PAbFold (Peptide-AntiBody AlphaFold2) is a pipeline centered around AlphaFold2 for predicting both how well an antigen:antibody pair might interact with one another, an where the epitope subsequence is in the antigen. I welcome you to read our paper: https://biorxiv.org/cgi/content/short/2024.04.19.590298v1
Requirements:
- Linux
- Python 3.9
- numpy
- AlphaFold2 (with local colabfold recommended, https://github.com/YoshitakaMo/localcolabfold)
- Our localcolabfold patch (allows pickling of MSAs/template .cif's for local use, to both prevent requeuing of the MSA server that the folks at MMseqs (https://github.com/soedinglab/MMseqs2) so graciously have provided for general use, and speeds up inference time (we can use the same MSA/template over and over again without negatively impacting performance. See publication).
An antibody sequence should first be converted to a single chain variable fragment (scFv) to drastically reduce the computational requirements (therefore time) needed (Fig A). For assistance on this, please see the scFv-ification repo (coming soon!). The script A_PeptideMaping_prep_submission_files.py creates a fasta file of several sequences, where we chop up the antigen sequence (Fig B) into several subsequences such that we can test every individual epitope of a specificied length (Figure example: 10) and sliding window (Figure example: 1). An example run/wrapper script is provided as make_files.sh. Afterwards every sequence is then paired with the scFv sequence in a fasta file for folding. Here is a toy example of the output fasta file, that has the chopped up antigen sequence paired to the scFv sequence:
>batch_1_peptide_1
scFv_sequence:ABCDEFGHIJ
>batch_1_peptide_2
scFv_sequence:CDEFGHIJKL
>batch_1_peptide_3
scFv_sequence:EFGHIJKLMN
After all these structures are predicted, we can use the pLDDT (https://www.ncbi.nlm.nih.gov/pmc/articles/PMC3799472/) metric to assess how well the epitope binds into the CDR loops of the scFv. We can plot the sliding window pLDDT and per residue max pLDDT (Fig C) to identify regions in the antigen that may bind well with the provided scFv. The script B_PeptideMaping_plddt_perres_analysis.py does this analysis. An example run/wrapper is provided as assess_files.sh.
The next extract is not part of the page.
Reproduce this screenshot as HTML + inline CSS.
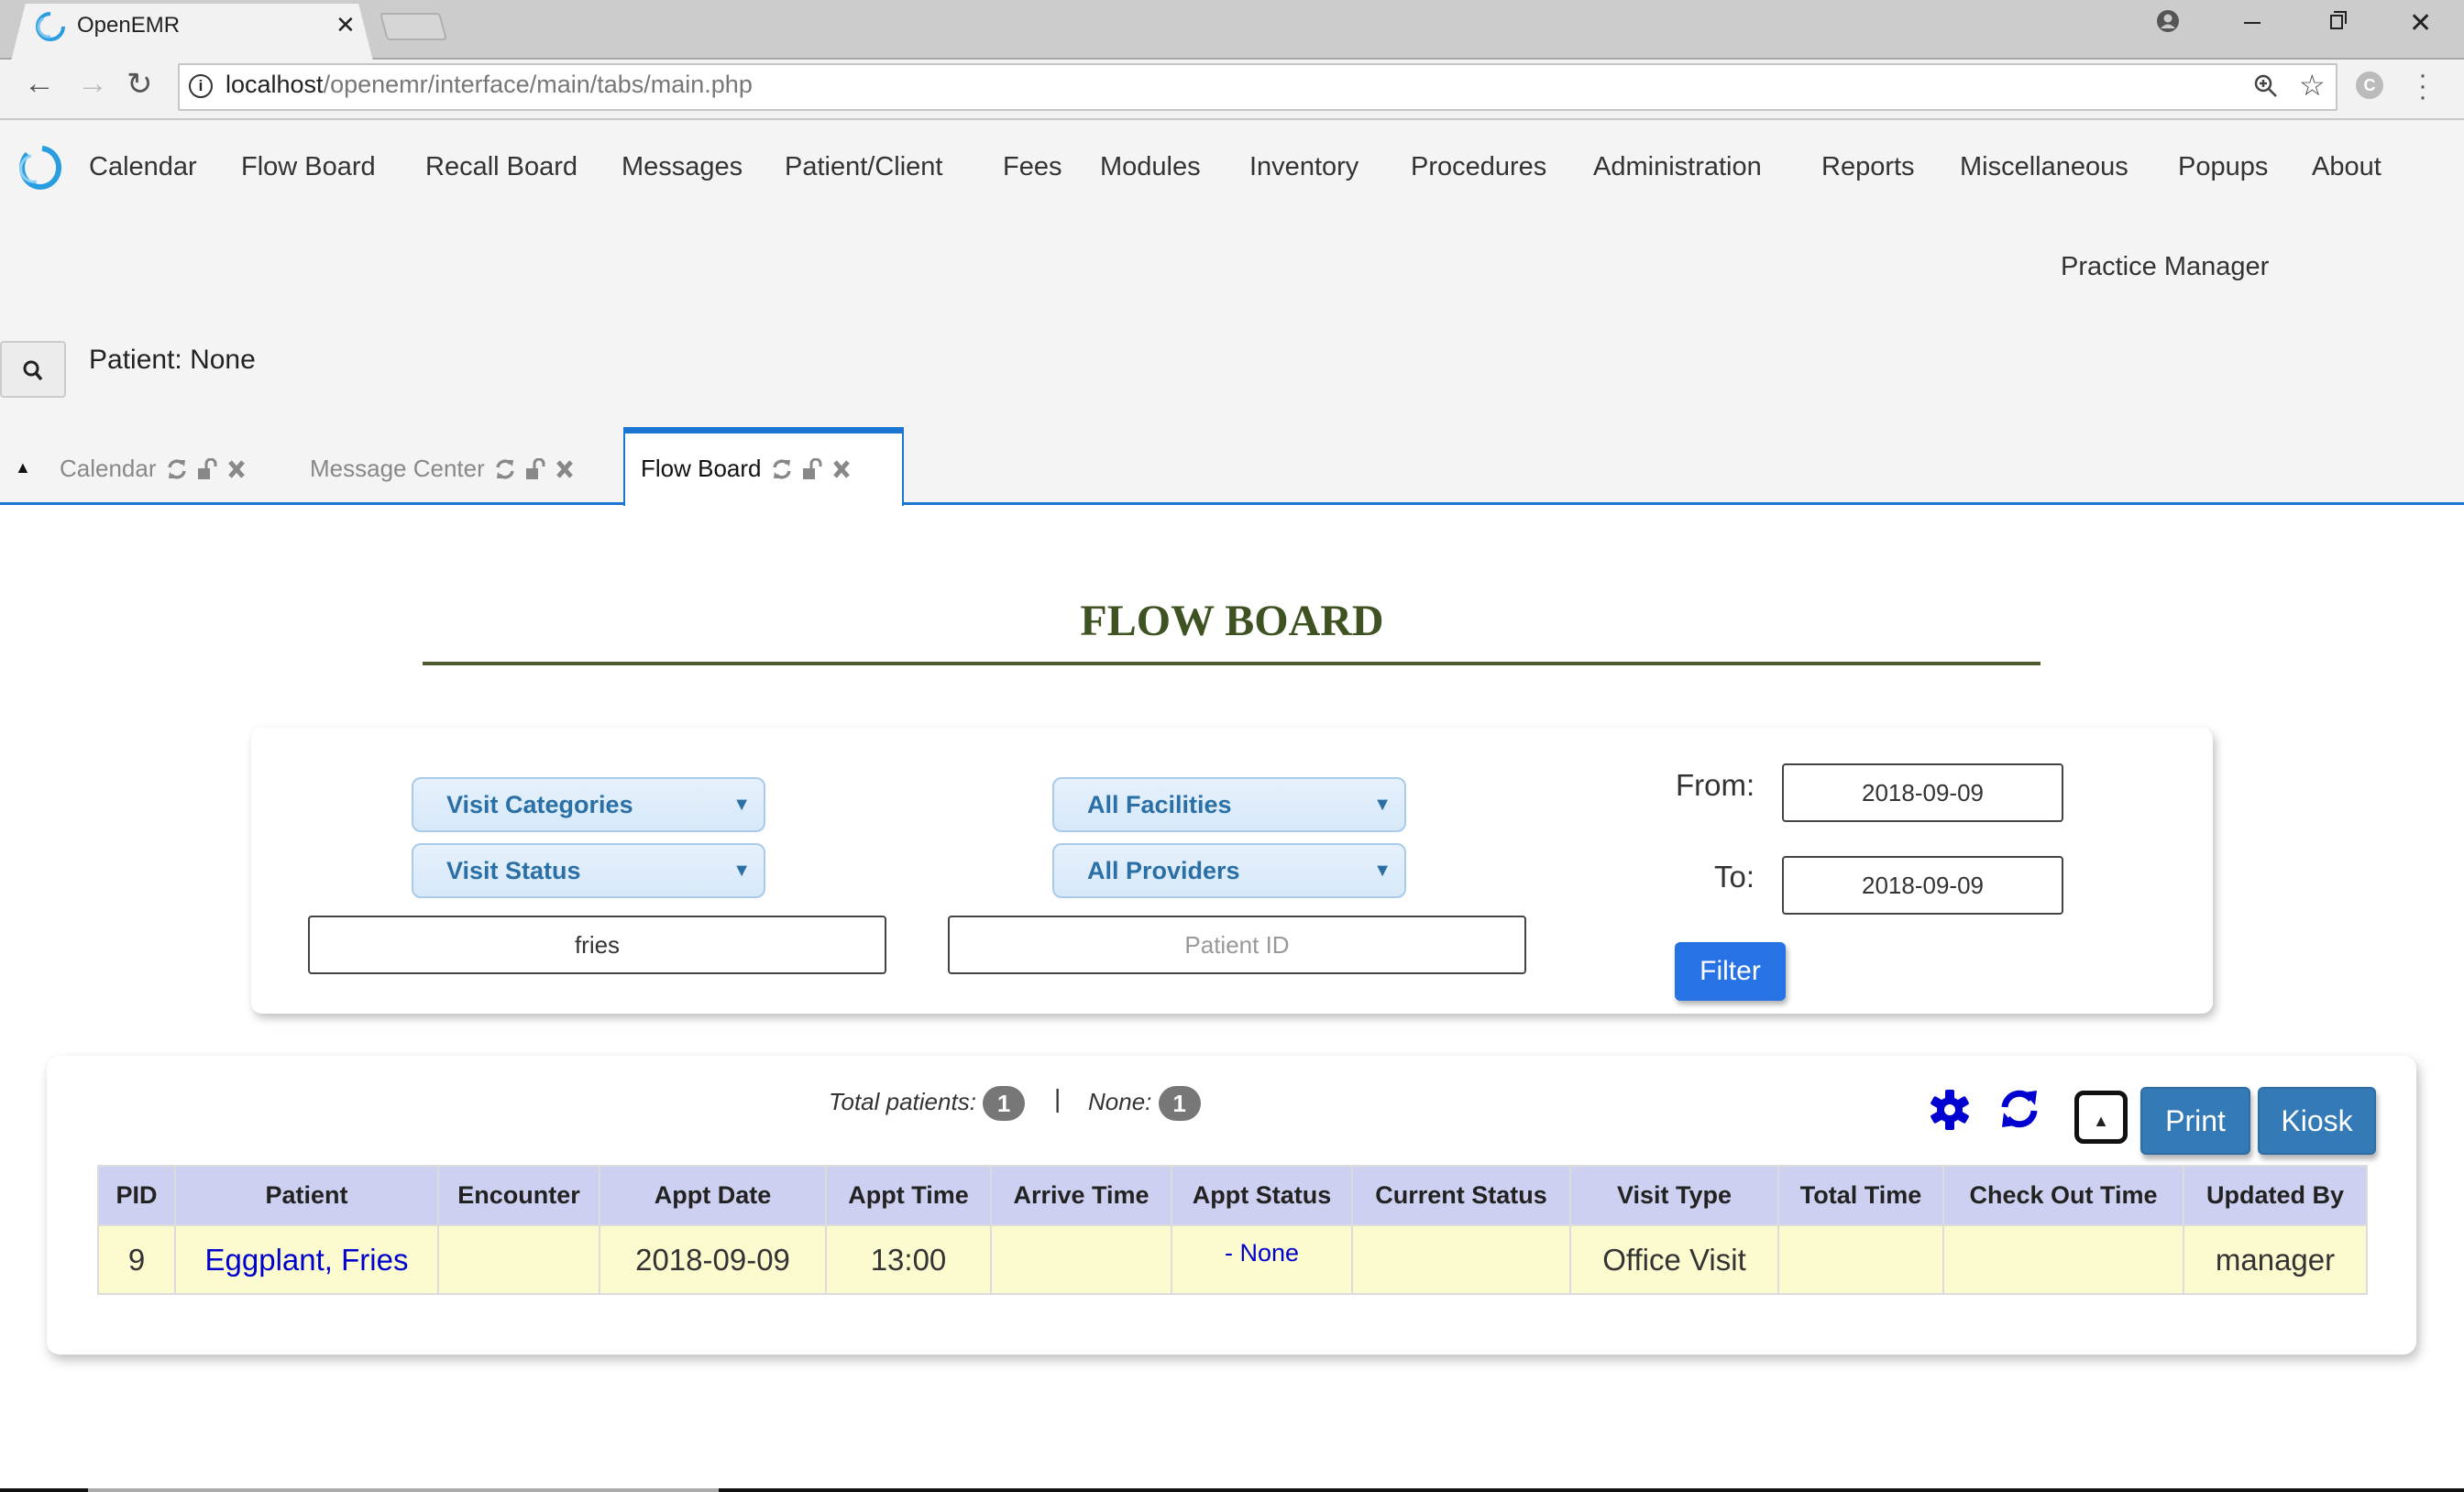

After rank sorting the peptide sequences of length 10, the experimentally derived epitope sequence appears as the number one hit, and appears once more in the top 5 but shifted a residue (Example: ABCDEFGHIJ → BCDEFGHIJK). This analysis is also independent of residue positioning and does not consider whether the residues are buried or not - in the case of the HA trimer, the epitope is actually burried and is not easily accessible but is still detectable with PAbFold. This method out performs just giving AlphaFold2 the scFv sequence and antigen sequence and trying to let it blindly fold/dock both of them simultaneously, as this typically fails (Fig D).
After the structure files are created, .npy files are created for you to do whatever analysis you'd like with them. To create plots similar to Fig C, you must run B_PeptideMaping_plddt_perres_analysis.py with the --all-models flag. We also over the script all_model_analysis.py to process these files and create .svg's of the graphs. The graphs are technically created twice in a single svg; the left hand graphs in the svg file are the actual plots themselves, and the right hand one is used to get a large and viewable color bar for the sliding window plot. These objects are easily viewable and editable in any program that can build and edit svg's like Inkscape (https://inkscape.org/release/). For a more simple analysis that only looks at the top values ever seen (this is the bottom plot in Fig C), you do not need to include the --all-models flag, and can also use the conf_plot_and_top10.py python script for the simple analysis. A csv file is created in tandem that rank sorts the epitope sequences and their corresponding confidences (via pLDDT).